Aim of the task: Reproduce the listing exactly and skip over any pictures.
[BEGIN Data provided]
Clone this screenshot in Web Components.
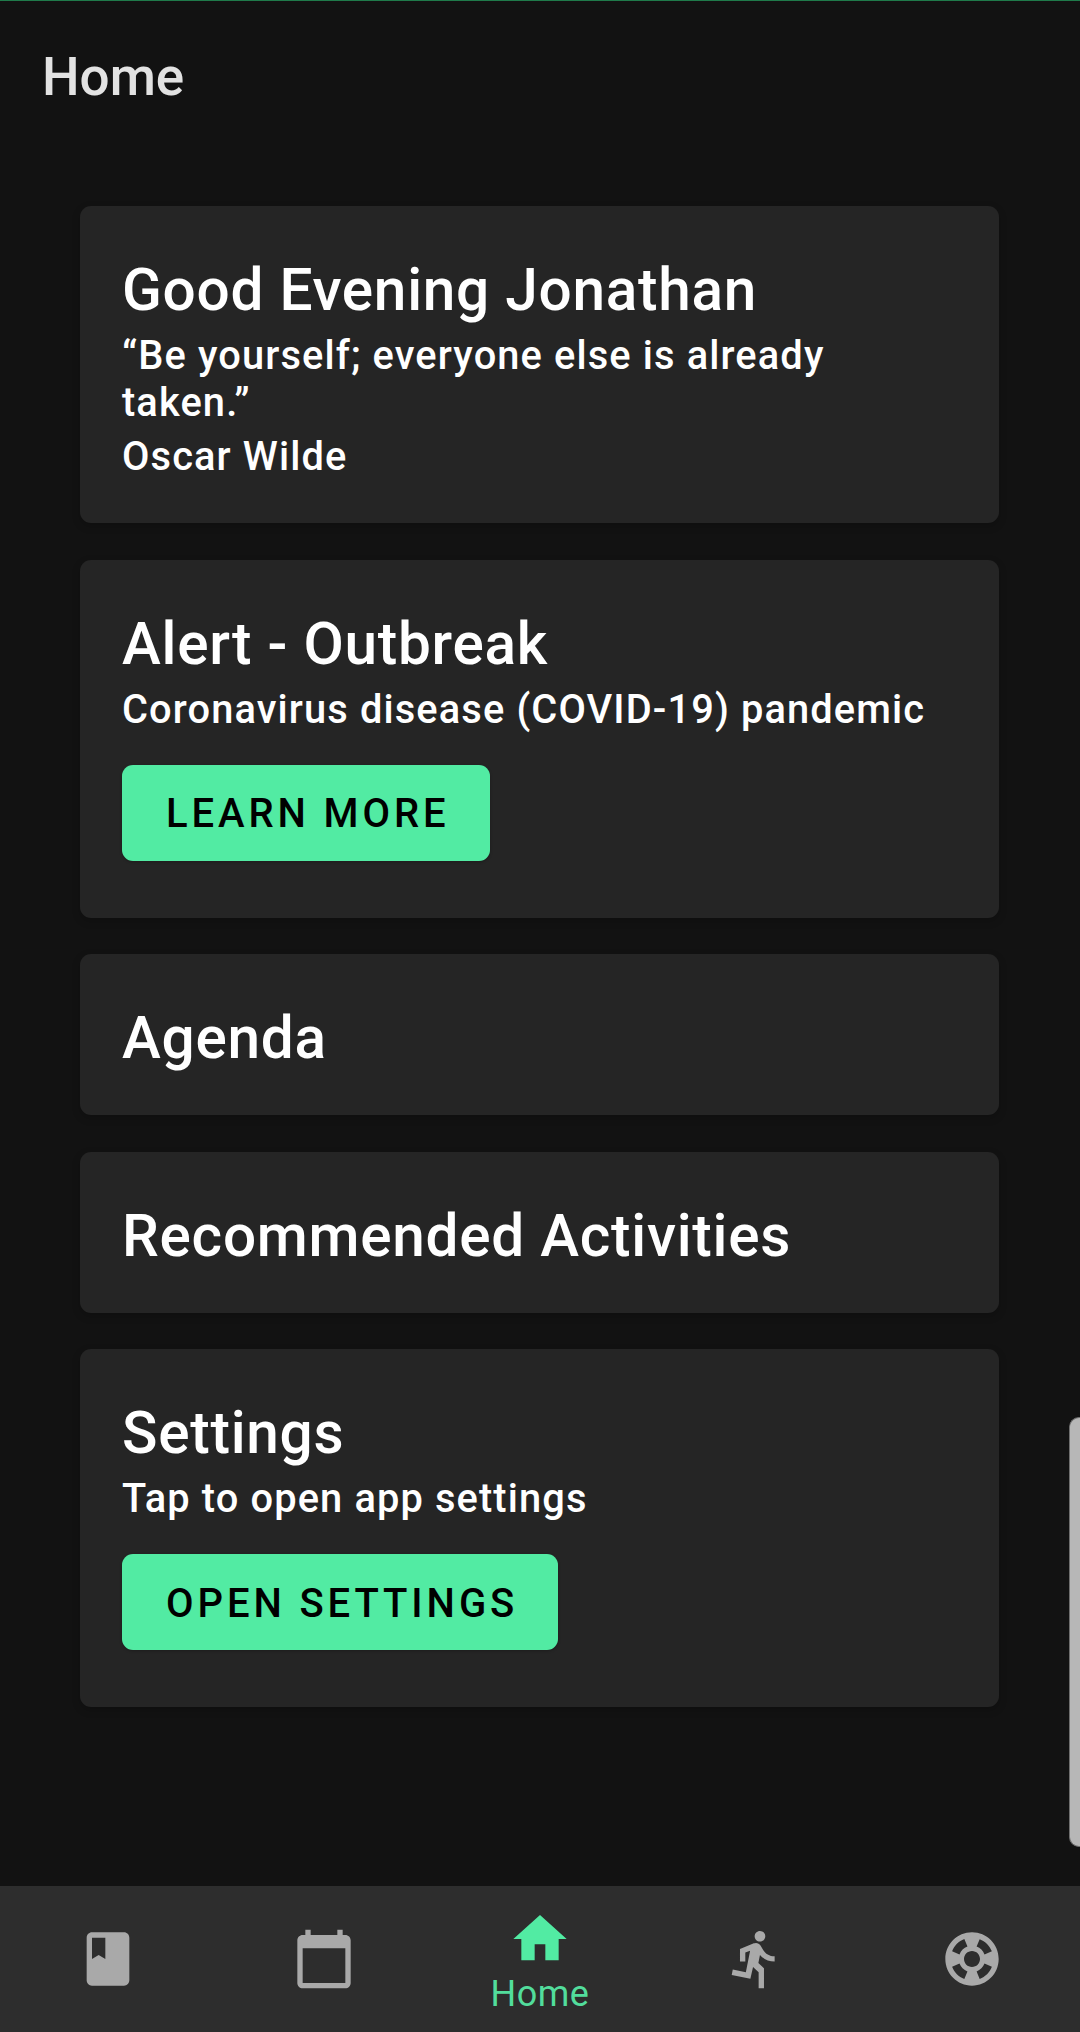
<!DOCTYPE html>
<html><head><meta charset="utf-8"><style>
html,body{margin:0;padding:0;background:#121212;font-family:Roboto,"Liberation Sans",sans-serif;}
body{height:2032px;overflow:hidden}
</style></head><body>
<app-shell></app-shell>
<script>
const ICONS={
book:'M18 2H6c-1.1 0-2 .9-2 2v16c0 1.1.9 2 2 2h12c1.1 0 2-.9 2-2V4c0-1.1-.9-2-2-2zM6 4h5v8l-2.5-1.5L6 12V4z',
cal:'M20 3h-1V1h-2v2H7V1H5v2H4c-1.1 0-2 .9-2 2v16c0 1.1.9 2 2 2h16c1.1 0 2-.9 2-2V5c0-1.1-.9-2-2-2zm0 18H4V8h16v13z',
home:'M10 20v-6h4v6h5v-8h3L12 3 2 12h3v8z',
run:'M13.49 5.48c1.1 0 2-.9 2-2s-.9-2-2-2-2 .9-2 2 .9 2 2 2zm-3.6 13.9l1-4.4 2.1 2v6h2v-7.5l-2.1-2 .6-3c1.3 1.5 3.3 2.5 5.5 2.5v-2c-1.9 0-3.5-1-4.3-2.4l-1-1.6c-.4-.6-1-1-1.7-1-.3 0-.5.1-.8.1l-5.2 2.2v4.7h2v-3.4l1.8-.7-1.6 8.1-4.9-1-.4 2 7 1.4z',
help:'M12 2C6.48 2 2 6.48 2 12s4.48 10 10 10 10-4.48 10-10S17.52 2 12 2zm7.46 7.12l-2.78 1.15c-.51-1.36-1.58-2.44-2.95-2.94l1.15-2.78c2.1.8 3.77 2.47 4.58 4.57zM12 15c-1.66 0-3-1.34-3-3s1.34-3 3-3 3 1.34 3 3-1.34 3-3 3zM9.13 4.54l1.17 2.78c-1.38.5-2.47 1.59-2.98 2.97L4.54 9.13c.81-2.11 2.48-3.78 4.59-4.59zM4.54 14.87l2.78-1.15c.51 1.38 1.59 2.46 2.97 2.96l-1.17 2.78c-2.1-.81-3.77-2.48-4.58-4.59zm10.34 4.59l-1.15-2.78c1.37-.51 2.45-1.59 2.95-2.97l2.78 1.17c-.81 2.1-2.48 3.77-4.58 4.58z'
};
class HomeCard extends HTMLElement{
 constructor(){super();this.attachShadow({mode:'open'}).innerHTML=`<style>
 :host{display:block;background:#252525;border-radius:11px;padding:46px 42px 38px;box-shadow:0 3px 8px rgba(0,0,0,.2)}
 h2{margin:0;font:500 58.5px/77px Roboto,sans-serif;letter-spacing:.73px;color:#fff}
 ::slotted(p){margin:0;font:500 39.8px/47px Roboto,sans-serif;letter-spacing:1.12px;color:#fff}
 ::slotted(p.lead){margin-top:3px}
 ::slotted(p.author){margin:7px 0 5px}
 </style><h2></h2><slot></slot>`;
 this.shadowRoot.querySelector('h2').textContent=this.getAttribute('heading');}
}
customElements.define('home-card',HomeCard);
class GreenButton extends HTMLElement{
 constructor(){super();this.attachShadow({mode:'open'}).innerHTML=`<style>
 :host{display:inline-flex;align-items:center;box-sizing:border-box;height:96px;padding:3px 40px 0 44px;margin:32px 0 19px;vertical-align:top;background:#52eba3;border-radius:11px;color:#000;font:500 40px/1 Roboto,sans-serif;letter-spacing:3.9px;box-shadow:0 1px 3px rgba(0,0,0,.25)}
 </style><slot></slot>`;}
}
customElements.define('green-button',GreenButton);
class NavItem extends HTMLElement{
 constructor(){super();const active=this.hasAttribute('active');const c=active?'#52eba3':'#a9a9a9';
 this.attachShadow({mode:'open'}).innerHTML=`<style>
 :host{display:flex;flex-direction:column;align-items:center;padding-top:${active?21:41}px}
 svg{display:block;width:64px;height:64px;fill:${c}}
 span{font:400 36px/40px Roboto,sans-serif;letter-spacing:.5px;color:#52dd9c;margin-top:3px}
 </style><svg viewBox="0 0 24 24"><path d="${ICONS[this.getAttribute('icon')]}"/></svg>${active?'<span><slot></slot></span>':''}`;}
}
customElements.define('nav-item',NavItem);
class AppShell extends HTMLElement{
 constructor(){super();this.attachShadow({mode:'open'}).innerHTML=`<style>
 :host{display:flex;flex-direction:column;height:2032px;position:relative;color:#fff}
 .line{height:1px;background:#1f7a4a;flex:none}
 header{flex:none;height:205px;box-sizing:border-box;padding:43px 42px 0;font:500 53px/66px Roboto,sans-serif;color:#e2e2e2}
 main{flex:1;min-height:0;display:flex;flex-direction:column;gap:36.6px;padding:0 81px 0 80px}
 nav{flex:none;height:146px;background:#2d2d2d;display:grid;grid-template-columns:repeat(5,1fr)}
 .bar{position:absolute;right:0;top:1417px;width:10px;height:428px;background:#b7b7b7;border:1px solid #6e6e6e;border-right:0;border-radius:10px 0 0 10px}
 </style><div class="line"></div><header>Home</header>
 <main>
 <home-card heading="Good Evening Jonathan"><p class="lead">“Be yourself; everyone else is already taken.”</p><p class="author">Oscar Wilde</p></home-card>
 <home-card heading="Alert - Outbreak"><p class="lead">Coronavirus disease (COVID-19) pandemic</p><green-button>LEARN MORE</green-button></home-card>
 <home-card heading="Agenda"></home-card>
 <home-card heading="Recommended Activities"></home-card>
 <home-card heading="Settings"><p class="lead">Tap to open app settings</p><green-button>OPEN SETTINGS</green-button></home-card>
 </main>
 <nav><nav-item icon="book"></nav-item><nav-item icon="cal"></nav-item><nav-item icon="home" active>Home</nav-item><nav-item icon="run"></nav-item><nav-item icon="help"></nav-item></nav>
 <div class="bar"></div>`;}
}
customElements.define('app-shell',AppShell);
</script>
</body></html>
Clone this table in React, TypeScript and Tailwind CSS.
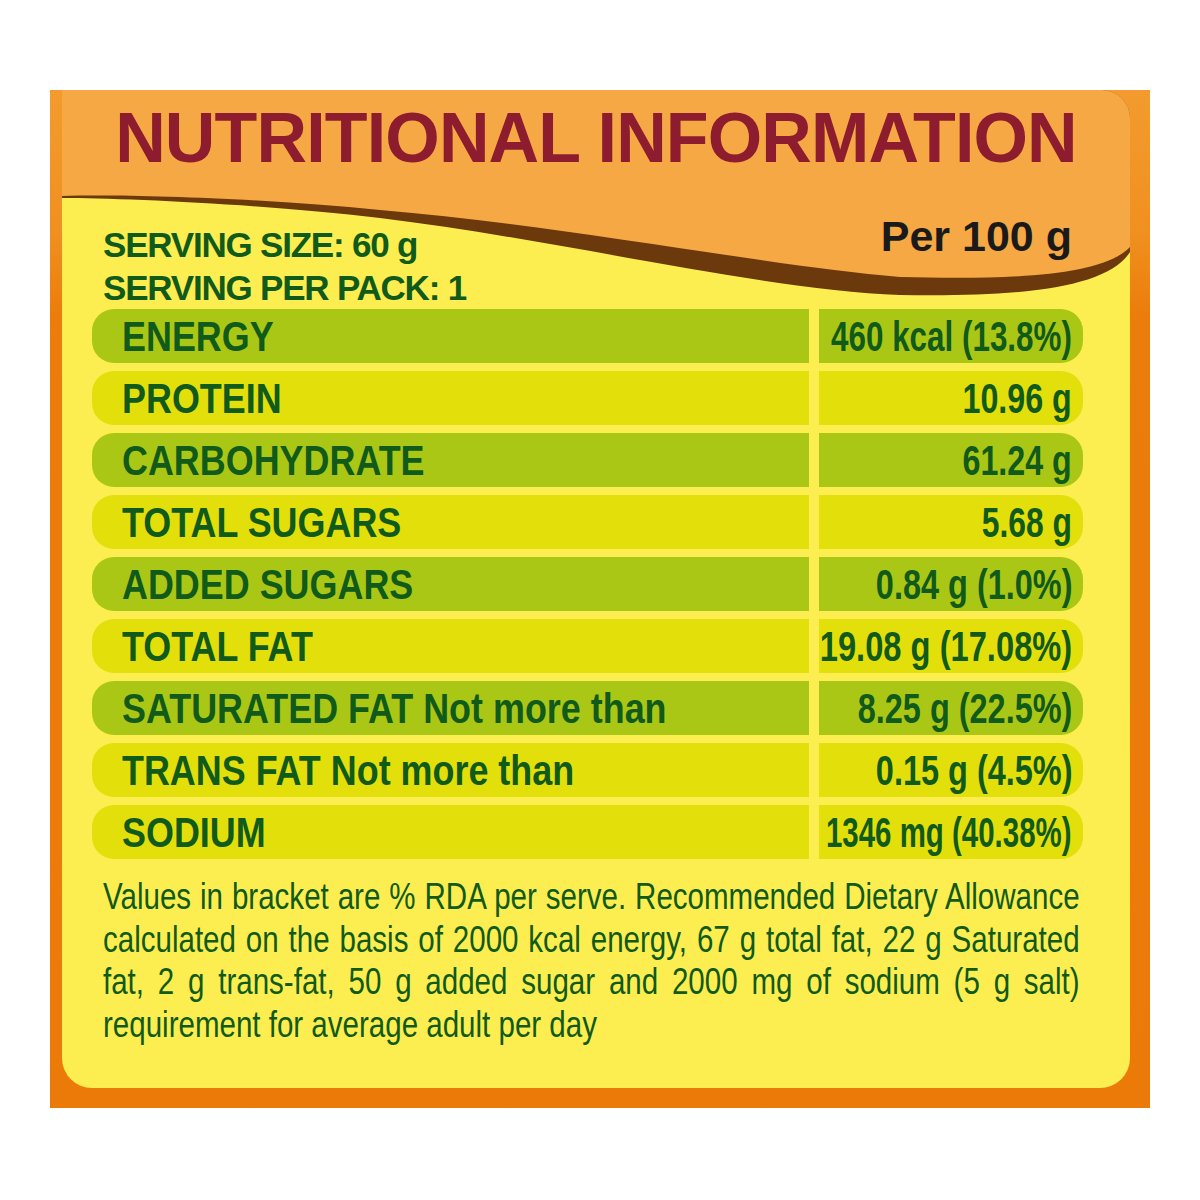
[END Data provided]
Answer to the problem:
Clone this screenshot in Web Components.
<!DOCTYPE html>
<html><head><meta charset="utf-8"><style>
html,body{margin:0;padding:0;background:#121212;font-family:Roboto,"Liberation Sans",sans-serif;}
body{height:2032px;overflow:hidden}
</style></head><body>
<app-shell></app-shell>
<script>
const ICONS={
book:'M18 2H6c-1.1 0-2 .9-2 2v16c0 1.1.9 2 2 2h12c1.1 0 2-.9 2-2V4c0-1.1-.9-2-2-2zM6 4h5v8l-2.5-1.5L6 12V4z',
cal:'M20 3h-1V1h-2v2H7V1H5v2H4c-1.1 0-2 .9-2 2v16c0 1.1.9 2 2 2h16c1.1 0 2-.9 2-2V5c0-1.1-.9-2-2-2zm0 18H4V8h16v13z',
home:'M10 20v-6h4v6h5v-8h3L12 3 2 12h3v8z',
run:'M13.49 5.48c1.1 0 2-.9 2-2s-.9-2-2-2-2 .9-2 2 .9 2 2 2zm-3.6 13.9l1-4.4 2.1 2v6h2v-7.5l-2.1-2 .6-3c1.3 1.5 3.3 2.5 5.5 2.5v-2c-1.9 0-3.5-1-4.3-2.4l-1-1.6c-.4-.6-1-1-1.7-1-.3 0-.5.1-.8.1l-5.2 2.2v4.7h2v-3.4l1.8-.7-1.6 8.1-4.9-1-.4 2 7 1.4z',
help:'M12 2C6.48 2 2 6.48 2 12s4.48 10 10 10 10-4.48 10-10S17.52 2 12 2zm7.46 7.12l-2.78 1.15c-.51-1.36-1.58-2.44-2.95-2.94l1.15-2.78c2.1.8 3.77 2.47 4.58 4.57zM12 15c-1.66 0-3-1.34-3-3s1.34-3 3-3 3 1.34 3 3-1.34 3-3 3zM9.13 4.54l1.17 2.78c-1.38.5-2.47 1.59-2.98 2.97L4.54 9.13c.81-2.11 2.48-3.78 4.59-4.59zM4.54 14.87l2.78-1.15c.51 1.38 1.59 2.46 2.97 2.96l-1.17 2.78c-2.1-.81-3.77-2.48-4.58-4.59zm10.34 4.59l-1.15-2.78c1.37-.51 2.45-1.59 2.95-2.97l2.78 1.17c-.81 2.1-2.48 3.77-4.58 4.58z'
};
class HomeCard extends HTMLElement{
 constructor(){super();this.attachShadow({mode:'open'}).innerHTML=`<style>
 :host{display:block;background:#252525;border-radius:11px;padding:46px 42px 38px;box-shadow:0 3px 8px rgba(0,0,0,.2)}
 h2{margin:0;font:500 58.5px/77px Roboto,sans-serif;letter-spacing:.73px;color:#fff}
 ::slotted(p){margin:0;font:500 39.8px/47px Roboto,sans-serif;letter-spacing:1.12px;color:#fff}
 ::slotted(p.lead){margin-top:3px}
 ::slotted(p.author){margin:7px 0 5px}
 </style><h2></h2><slot></slot>`;
 this.shadowRoot.querySelector('h2').textContent=this.getAttribute('heading');}
}
customElements.define('home-card',HomeCard);
class GreenButton extends HTMLElement{
 constructor(){super();this.attachShadow({mode:'open'}).innerHTML=`<style>
 :host{display:inline-flex;align-items:center;box-sizing:border-box;height:96px;padding:3px 40px 0 44px;margin:32px 0 19px;vertical-align:top;background:#52eba3;border-radius:11px;color:#000;font:500 40px/1 Roboto,sans-serif;letter-spacing:3.9px;box-shadow:0 1px 3px rgba(0,0,0,.25)}
 </style><slot></slot>`;}
}
customElements.define('green-button',GreenButton);
class NavItem extends HTMLElement{
 constructor(){super();const active=this.hasAttribute('active');const c=active?'#52eba3':'#a9a9a9';
 this.attachShadow({mode:'open'}).innerHTML=`<style>
 :host{display:flex;flex-direction:column;align-items:center;padding-top:${active?21:41}px}
 svg{display:block;width:64px;height:64px;fill:${c}}
 span{font:400 36px/40px Roboto,sans-serif;letter-spacing:.5px;color:#52dd9c;margin-top:3px}
 </style><svg viewBox="0 0 24 24"><path d="${ICONS[this.getAttribute('icon')]}"/></svg>${active?'<span><slot></slot></span>':''}`;}
}
customElements.define('nav-item',NavItem);
class AppShell extends HTMLElement{
 constructor(){super();this.attachShadow({mode:'open'}).innerHTML=`<style>
 :host{display:flex;flex-direction:column;height:2032px;position:relative;color:#fff}
 .line{height:1px;background:#1f7a4a;flex:none}
 header{flex:none;height:205px;box-sizing:border-box;padding:43px 42px 0;font:500 53px/66px Roboto,sans-serif;color:#e2e2e2}
 main{flex:1;min-height:0;display:flex;flex-direction:column;gap:36.6px;padding:0 81px 0 80px}
 nav{flex:none;height:146px;background:#2d2d2d;display:grid;grid-template-columns:repeat(5,1fr)}
 .bar{position:absolute;right:0;top:1417px;width:10px;height:428px;background:#b7b7b7;border:1px solid #6e6e6e;border-right:0;border-radius:10px 0 0 10px}
 </style><div class="line"></div><header>Home</header>
 <main>
 <home-card heading="Good Evening Jonathan"><p class="lead">“Be yourself; everyone else is already taken.”</p><p class="author">Oscar Wilde</p></home-card>
 <home-card heading="Alert - Outbreak"><p class="lead">Coronavirus disease (COVID-19) pandemic</p><green-button>LEARN MORE</green-button></home-card>
 <home-card heading="Agenda"></home-card>
 <home-card heading="Recommended Activities"></home-card>
 <home-card heading="Settings"><p class="lead">Tap to open app settings</p><green-button>OPEN SETTINGS</green-button></home-card>
 </main>
 <nav><nav-item icon="book"></nav-item><nav-item icon="cal"></nav-item><nav-item icon="home" active>Home</nav-item><nav-item icon="run"></nav-item><nav-item icon="help"></nav-item></nav>
 <div class="bar"></div>`;}
}
customElements.define('app-shell',AppShell);
</script>
</body></html>
Clone this table in React, TypeScript and Tailwind CSS.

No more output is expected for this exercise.